### SET PROBLEM:
Identify and copy all lines of the material where the string "table" is found.

/---

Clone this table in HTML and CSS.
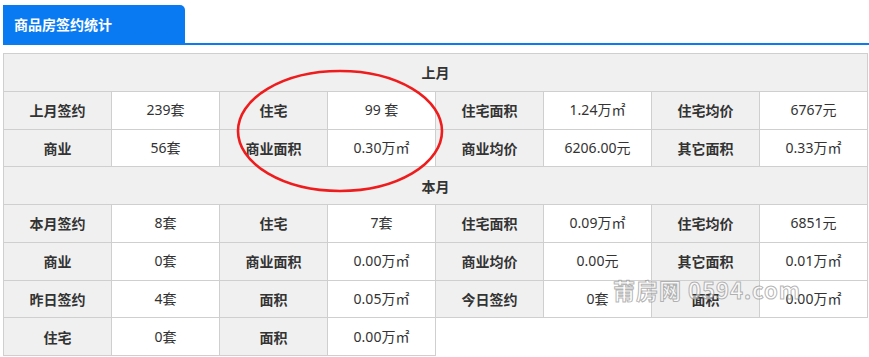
FILE: index.html
```html
<!DOCTYPE html>
<html lang="zh-CN">
<head>
<meta charset="utf-8">
<title>商品房签约统计</title>
<link rel="stylesheet" href="styles.css">
</head>
<body>
<div class="page">
  <div class="tabbar">
    <div class="tab">商品房签约统计</div>
  </div>
  <div class="board">
    <table class="stats">
      <tbody>
        <tr class="sec"><td colspan="8">上月</td></tr>
        <tr>
          <td class="lb">上月签约</td><td>239套</td>
          <td class="lb">住宅</td><td>99 套</td>
          <td class="lb">住宅面积</td><td>1.24万㎡</td>
          <td class="lb">住宅均价</td><td>6767元</td>
        </tr>
        <tr>
          <td class="lb">商业</td><td>56套</td>
          <td class="lb">商业面积</td><td>0.30万㎡</td>
          <td class="lb">商业均价</td><td>6206.00元</td>
          <td class="lb">其它面积</td><td>0.33万㎡</td>
        </tr>
        <tr class="sec"><td colspan="8">本月</td></tr>
        <tr>
          <td class="lb">本月签约</td><td>8套</td>
          <td class="lb">住宅</td><td>7套</td>
          <td class="lb">住宅面积</td><td>0.09万㎡</td>
          <td class="lb">住宅均价</td><td>6851元</td>
        </tr>
        <tr>
          <td class="lb">商业</td><td>0套</td>
          <td class="lb">商业面积</td><td>0.00万㎡</td>
          <td class="lb">商业均价</td><td>0.00元</td>
          <td class="lb">其它面积</td><td>0.01万㎡</td>
        </tr>
        <tr>
          <td class="lb">昨日签约</td><td>4套</td>
          <td class="lb">面积</td><td>0.05万㎡</td>
          <td class="lb">今日签约</td><td>0套</td>
          <td class="lb">面积</td><td>0.00万㎡</td>
        </tr>
        <tr class="last">
          <td class="lb">住宅</td><td>0套</td>
          <td class="lb">面积</td><td>0.00万㎡</td>
          <td class="void" colspan="4"></td>
        </tr>
      </tbody>
    </table>
    <svg class="circle" width="212" height="128" viewBox="0 0 212 128" aria-hidden="true">
      <ellipse cx="106" cy="64" rx="102" ry="60" fill="none" stroke="#ee1c1c" stroke-width="2.6"/>
    </svg>
    <div class="watermark">莆房网 0594.com</div>
  </div>
</div>
</body>
</html>
```

FILE: styles.css
```css
html, body {
  margin: 0;
  padding: 0;
  background: #ffffff;
}

body {
  font-family: "Noto Sans", "Noto Sans CJK SC", sans-serif;
  color: #333333;
}

.page {
  padding: 5px 0 0 3px;
}

.tabbar {
  display: flex;
  border-bottom: 2px solid #0a7cf0;
}

.tab {
  width: 182px;
  height: 38px;
  box-sizing: border-box;
  padding-left: 11px;
  display: flex;
  align-items: center;
  background: #0a7af2;
  color: #ffffff;
  font-family: "Noto Sans CJK SC", sans-serif;
  font-weight: 700;
  font-size: 14px;
  border-radius: 0 5px 0 0;
}

.board {
  position: relative;
  margin-top: 8px;
}

.stats {
  width: 865px;
  table-layout: fixed;
  border-collapse: collapse;
  font-size: 14px;
}

.stats td {
  height: 36.75px;
  padding: 0;
  border: 1px solid #cfcfcf;
  text-align: center;
  vertical-align: middle;
  background: #ffffff;
  line-height: 18px;
}

.stats td.lb,
.stats tr.sec td {
  background: #f0f0f0;
  font-family: "Noto Sans CJK SC", sans-serif;
  font-weight: 700;
}

.stats tr.last td.void {
  border: none;
  border-left: 1px solid #cfcfcf;
  background: transparent;
}

.circle {
  position: absolute;
  left: 231px;
  top: 14px;
  pointer-events: none;
}

.watermark {
  position: absolute;
  left: 610px;
  top: 220px;
  font-family: "Noto Sans CJK SC", sans-serif;
  font-weight: 700;
  font-size: 22px;
  letter-spacing: 1px;
  color: rgba(255, 255, 255, 0.6);
  -webkit-text-stroke: 1px rgba(130, 130, 130, 0.6);
  pointer-events: none;
  white-space: nowrap;
}
```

\---

### ANSWER TO THE TASK:
Clone this table in HTML and CSS.
    <table class="stats">
    </table>
  table-layout: fixed;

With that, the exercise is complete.